The resultant value provides the influence diagram’s ordinate at C in the truss. Similar to how the force in BD for a unit load imposed at E is represented by the obtained ordinate at E. Two additional points, one at each of the supports, can be added to the influence line to complete it. The relevant influence line diagram can be finished by obtaining the force in the member CE due to the unit load applied at C and E.

The influence line for force in BE can be obtained by taking into account the horizontal component of force in the diagonal of the panel. The influence diagrams for the member forces in BD, CE, and BE are shown in Figure 3. By running an imaginary vertical section through the panel and taking moments at the junction of the diagonal and the other chord, it is possible to estimate the influence line ordinates for the force in a chord member of a ‘curved-chord’ truss.

## Qualitative influence lines: Müller–Breslau principle

One of the most effective methods of obtaining influence lines is by the use of the Müller–Breslau principle, which states that ‘the ordinates of the influence line for any response in a structure are equal to those of the deflection curve obtained by releasing the restraint corresponding to this response and introducing a corresponding unit displacement in the remaining structure’.

In this way, the shape of the influence lines for both statically determinate and indeterminate structures can be easily obtained, especially for beams.

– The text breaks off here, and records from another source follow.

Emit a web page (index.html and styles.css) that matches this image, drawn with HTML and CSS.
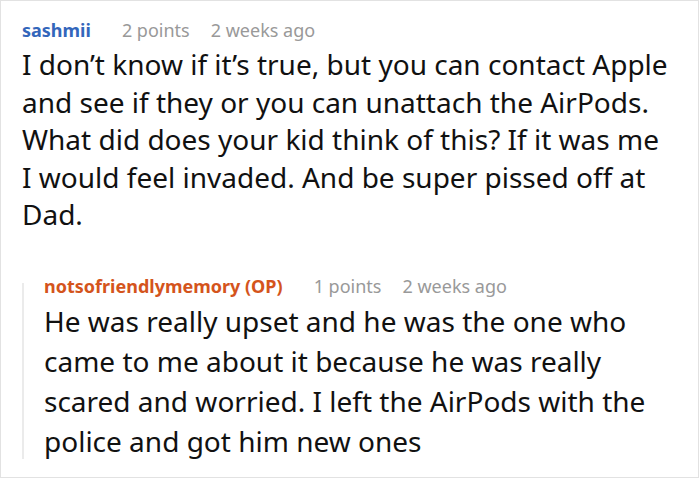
FILE: index.html
```html
<!DOCTYPE html>
<html lang="en">
<head>
    <meta charset="UTF-8">
    <title>Comments</title>
    <link rel="stylesheet" href="styles.css">
</head>
<body>
    <div class="thread">
        <div class="comment">
            <div class="meta">
                <span class="author">sashmii</span>
                <span class="points">2 points</span>
                <span class="time">2 weeks ago</span>
            </div>
            <p class="text">I don’t know if it’s true, but you can contact Apple and see if they or you can unattach the AirPods. What did does your kid think of this? If it was me<br>I would feel invaded. And be super pissed off at Dad.</p>

            <div class="replies">
                <div class="comment reply">
                    <div class="meta">
                        <span class="author op">notsofriendlymemory (OP)</span>
                        <span class="points">1 points</span>
                        <span class="time">2 weeks ago</span>
                    </div>
                    <p class="text">He was really upset and he was the one who came to me about it because he was really scared and worried. I left the AirPods with the police and got him new ones</p>
                </div>
            </div>
        </div>
    </div>
</body>
</html>
```

FILE: styles.css
```css
* {
    margin: 0;
    padding: 0;
    box-sizing: border-box;
}

body {
    font-family: "Noto Sans", sans-serif;
    background-color: #fff;
    color: #111;
}

.thread {
    width: 699px;
    height: 478px;
    border: 1px solid #e2e2e2;
    padding: 19px 11px 0 21px;
    overflow: hidden;
}

.meta {
    display: flex;
    align-items: baseline;
    font-size: 18px;
    line-height: 20px;
    color: #999;
    white-space: nowrap;
}

.author {
    font-weight: bold;
    color: #3366bb;
    margin-right: 31px;
}

.author.op {
    color: #d4541c;
}

.points {
    margin-right: 21px;
}

.text {
    font-size: 28px;
    line-height: 37.5px;
    margin-top: 6px;
}

/* replies */
.replies {
    position: relative;
    margin-top: 42px;
    padding-left: 22px;
}

.replies::before {
    content: "";
    position: absolute;
    left: 0;
    top: 7px;
    bottom: 2px;
    width: 2px;
    background-color: #ebebeb;
}

.reply .text {
    line-height: 40px;
    margin-top: 5px;
}
```
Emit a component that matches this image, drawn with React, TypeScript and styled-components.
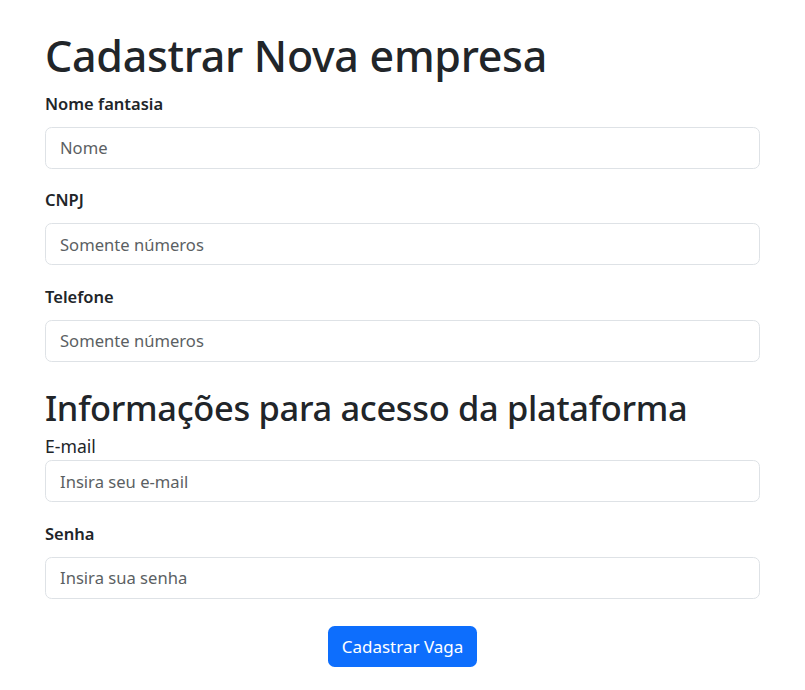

Some methods for drawing influence lines are as follows:

Support reaction
Remove the support and introduce a unit displacement in the direction of the corresponding reaction to the remaining structure as shown in Figure 4 for a symmetrical overhang beam.

Shear
Make a cut at the section and introduce a unit relative translation (in the direction of positive shear) without relative rotation of the two ends at the section as shown in Figure 5.

Bending moment
Introduce a hinge at the section (releasing the bending moment) and apply bending (in the direction corresponding to positive moment) to produce a unit relative rotation of the two beam ends at the hinged section as shown in Figure 6.